| Source material |
┏━━
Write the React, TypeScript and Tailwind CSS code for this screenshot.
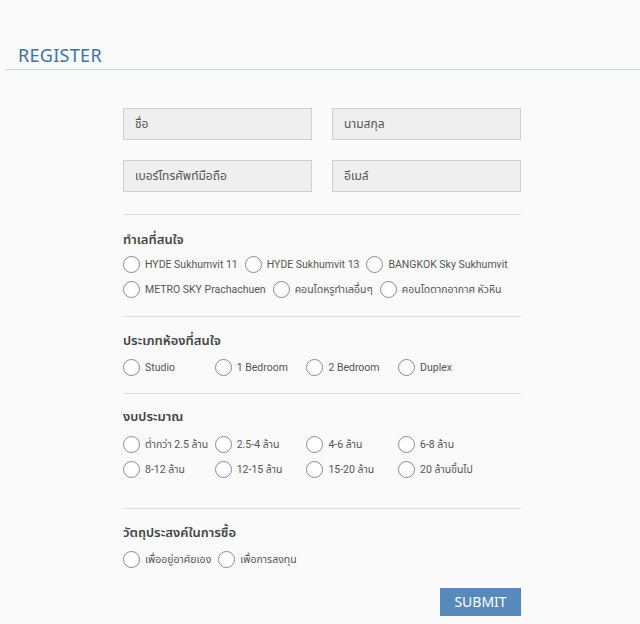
import React from "react";

const font = { fontFamily: '"Noto Sans", "Noto Sans Thai", "DejaVu Sans", sans-serif' };
const labelFont = { fontFamily: 'Roboto, "Noto Sans Thai", "Noto Sans", sans-serif' };

function Radio({ label, name, fixed }: { label: string; name: string; fixed?: boolean }) {
  return (
    <label className={`flex items-center h-[25px] ${fixed ? "w-[91.7px]" : ""}`}>
      <span className="inline-block w-[17px] h-[17px] rounded-full border border-[#8a8a8a] bg-white shrink-0" />
      <span className="ml-[5px] text-[10.5px] text-[#555] whitespace-nowrap" style={labelFont}>{label}</span>
      <input type="radio" name={name} className="hidden" />
    </label>
  );
}

function Heading({ children }: { children: React.ReactNode }) {
  return <div className="text-[13px] font-semibold text-[#444] leading-[20px]">{children}</div>;
}

function Hr() {
  return <div className="h-px bg-[#dcdcdc]" />;
}

function Input({ ph }: { ph: string }) {
  return (
    <div className="h-[32px] bg-[#efefef] border border-[#cfcfcf] flex items-center px-[11px] text-[12px] text-[#555]">
      {ph}
    </div>
  );
}

export default function App() {
  return (
    <div className="w-[640px] h-[624px] bg-[#fafafa] overflow-hidden" style={font}>
      <div className="pt-[43px] pl-[6px]">
        <div className="pl-[12px] text-[18px] leading-[24px] text-[#3b72aa] tracking-[0.3px]">REGISTER</div>
        <div className="mt-[2px] h-px bg-[#c3d6df]" />
      </div>
      <div className="w-[398px] ml-[123px] mt-[38px]">
        <div className="grid grid-cols-2 gap-x-[20px] gap-y-[20px]">
          <Input ph="ชื่อ" />
          <Input ph="นามสกุล" />
          <Input ph="เบอร์โทรศัพท์มือถือ" />
          <Input ph="อีเมล์" />
        </div>
        <div className="mt-[22px]"><Hr /></div>
        <div className="mt-[14px]"><Heading>ทำเลที่สนใจ</Heading></div>
        <div className="mt-[3px] flex flex-wrap gap-x-[7px]">
          <Radio name="loc" label="HYDE Sukhumvit 11" />
          <Radio name="loc" label="HYDE Sukhumvit 13" />
          <Radio name="loc" label="BANGKOK Sky Sukhumvit" />
          <Radio name="loc" label="METRO SKY Prachachuen" />
          <Radio name="loc" label="คอนโดหรูทำเลอื่นๆ" />
          <Radio name="loc" label="คอนโดตากอากาศ หัวหิน" />
        </div>
        <div className="mt-[14px]"><Hr /></div>
        <div className="mt-[13px]"><Heading>ประเภทห้องที่สนใจ</Heading></div>
        <div className="mt-[5px] flex flex-wrap">
          <Radio fixed name="room" label="Studio" />
          <Radio fixed name="room" label="1 Bedroom" />
          <Radio fixed name="room" label="2 Bedroom" />
          <Radio fixed name="room" label="Duplex" />
        </div>
        <div className="mt-[13px]"><Hr /></div>
        <div className="mt-[12px]"><Heading>งบประมาณ</Heading></div>
        <div className="mt-[6px] flex flex-wrap">
          <Radio fixed name="budget" label="ต่ำกว่า 2.5 ล้าน" />
          <Radio fixed name="budget" label="2.5-4 ล้าน" />
          <Radio fixed name="budget" label="4-6 ล้าน" />
          <Radio fixed name="budget" label="6-8 ล้าน" />
          <Radio fixed name="budget" label="8-12 ล้าน" />
          <Radio fixed name="budget" label="12-15 ล้าน" />
          <Radio fixed name="budget" label="15-20 ล้าน" />
          <Radio fixed name="budget" label="20 ล้านขึ้นไป" />
        </div>
        <div className="mt-[26px]"><Hr /></div>
        <div className="mt-[13px]"><Heading>วัตถุประสงค์ในการซื้อ</Heading></div>
        <div className="mt-[5px] flex flex-wrap gap-x-[7px]">
          <Radio name="purpose" label="เพื่ออยู่อาศัยเอง" />
          <Radio name="purpose" label="เพื่อการลงทุน" />
        </div>
        <div className="mt-[16px] flex justify-end">
          <button className="w-[81px] h-[28px] bg-[#5789bb] text-white text-[14px] leading-[28px]">SUBMIT</button>
        </div>
      </div>
    </div>
  );
}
┗━━
| The exercise |
Print the full listing exactly, dropping the pictures.

| Response to this exercise |
Write the React, TypeScript and Tailwind CSS code for this screenshot.
import React from "react";

const font = { fontFamily: '"Noto Sans", "Noto Sans Thai", "DejaVu Sans", sans-serif' };
const labelFont = { fontFamily: 'Roboto, "Noto Sans Thai", "Noto Sans", sans-serif' };

function Radio({ label, name, fixed }: { label: string; name: string; fixed?: boolean }) {
  return (
    <label className={`flex items-center h-[25px] ${fixed ? "w-[91.7px]" : ""}`}>
      <span className="inline-block w-[17px] h-[17px] rounded-full border border-[#8a8a8a] bg-white shrink-0" />
      <span className="ml-[5px] text-[10.5px] text-[#555] whitespace-nowrap" style={labelFont}>{label}</span>
      <input type="radio" name={name} className="hidden" />
    </label>
  );
}

function Heading({ children }: { children: React.ReactNode }) {
  return <div className="text-[13px] font-semibold text-[#444] leading-[20px]">{children}</div>;
}

function Hr() {
  return <div className="h-px bg-[#dcdcdc]" />;
}

function Input({ ph }: { ph: string }) {
  return (
    <div className="h-[32px] bg-[#efefef] border border-[#cfcfcf] flex items-center px-[11px] text-[12px] text-[#555]">
      {ph}
    </div>
  );
}

export default function App() {
  return (
    <div className="w-[640px] h-[624px] bg-[#fafafa] overflow-hidden" style={font}>
      <div className="pt-[43px] pl-[6px]">
        <div className="pl-[12px] text-[18px] leading-[24px] text-[#3b72aa] tracking-[0.3px]">REGISTER</div>
        <div className="mt-[2px] h-px bg-[#c3d6df]" />
      </div>
      <div className="w-[398px] ml-[123px] mt-[38px]">
        <div className="grid grid-cols-2 gap-x-[20px] gap-y-[20px]">
          <Input ph="ชื่อ" />
          <Input ph="นามสกุล" />
          <Input ph="เบอร์โทรศัพท์มือถือ" />
          <Input ph="อีเมล์" />
        </div>
        <div className="mt-[22px]"><Hr /></div>
        <div className="mt-[14px]"><Heading>ทำเลที่สนใจ</Heading></div>
        <div className="mt-[3px] flex flex-wrap gap-x-[7px]">
          <Radio name="loc" label="HYDE Sukhumvit 11" />
          <Radio name="loc" label="HYDE Sukhumvit 13" />
          <Radio name="loc" label="BANGKOK Sky Sukhumvit" />
          <Radio name="loc" label="METRO SKY Prachachuen" />
          <Radio name="loc" label="คอนโดหรูทำเลอื่นๆ" />
          <Radio name="loc" label="คอนโดตากอากาศ หัวหิน" />
        </div>
        <div className="mt-[14px]"><Hr /></div>
        <div className="mt-[13px]"><Heading>ประเภทห้องที่สนใจ</Heading></div>
        <div className="mt-[5px] flex flex-wrap">
          <Radio fixed name="room" label="Studio" />
          <Radio fixed name="room" label="1 Bedroom" />
          <Radio fixed name="room" label="2 Bedroom" />
          <Radio fixed name="room" label="Duplex" />
        </div>
        <div className="mt-[13px]"><Hr /></div>
        <div className="mt-[12px]"><Heading>งบประมาณ</Heading></div>
        <div className="mt-[6px] flex flex-wrap">
          <Radio fixed name="budget" label="ต่ำกว่า 2.5 ล้าน" />
          <Radio fixed name="budget" label="2.5-4 ล้าน" />
          <Radio fixed name="budget" label="4-6 ล้าน" />
          <Radio fixed name="budget" label="6-8 ล้าน" />
          <Radio fixed name="budget" label="8-12 ล้าน" />
          <Radio fixed name="budget" label="12-15 ล้าน" />
          <Radio fixed name="budget" label="15-20 ล้าน" />
          <Radio fixed name="budget" label="20 ล้านขึ้นไป" />
        </div>
        <div className="mt-[26px]"><Hr /></div>
        <div className="mt-[13px]"><Heading>วัตถุประสงค์ในการซื้อ</Heading></div>
        <div className="mt-[5px] flex flex-wrap gap-x-[7px]">
          <Radio name="purpose" label="เพื่ออยู่อาศัยเอง" />
          <Radio name="purpose" label="เพื่อการลงทุน" />
        </div>
        <div className="mt-[16px] flex justify-end">
          <button className="w-[81px] h-[28px] bg-[#5789bb] text-white text-[14px] leading-[28px]">SUBMIT</button>
        </div>
      </div>
    </div>
  );
}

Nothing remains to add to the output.